The threats that stare at our face immediately, apart from the assault on roster, are the provision of appointment on contract basis and the provisions for Guest appointments. As the Government plays politics with the issue of reservation and tacitly encourages low paid contractual forms of appointment, a practice that is becoming widespread across Central Universities too, our fears are not unfounded. The Government’s attempt to make cynical use of the EWS reservations borne out of electoral opportunism as yet another policy measure is to enforce self-financing on public funded higher educational institutions.

It is in this context that the DUTA Executive after prolonged deliberation enriched by the views of Staff Associations unanimously decided to chart a course of action that included participating in the 31st January Aakrosh March on the Roster issue called by several organisations from across the country, Strike and March to Parliament on 5th February, Strike on 12th February with Dharna at the University, interactions with students at colleges on 13th and 14th followed by a DUTA GBM, and a massive People’s March on 19th February at the initiative of DUTA, FEDCUTA, AIFUCTO under the Joint Forum for Movement on Education (JFME) comprising all-India Organisations of school teachers, of employees and students. The demands include the defence of public education, regularisation/ absorption of those working on various kinds of contractual arrangements, assured promotions and pension.
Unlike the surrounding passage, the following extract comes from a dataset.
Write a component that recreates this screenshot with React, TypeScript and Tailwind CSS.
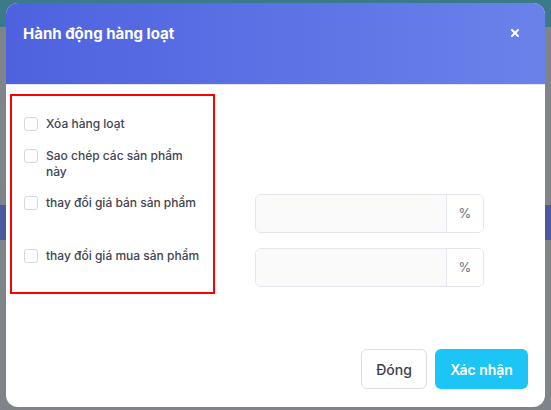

As parties go into election, we must find the most effective and creative ways to bring public opinion on our side so that the Government and political parties are forced to take cognisance of the problems afflicting education and the teaching profession. Let us not forget that electoral compulsions forced the Government to make overtures to farmers since the creative forms of their agitation elicited unprecedented expressions of solidarity from the urban middle classes across the country. The media was forced to take note of their issues as they marched in silence into Mumbai in the night so as not to inconvenience children appearing in examinations.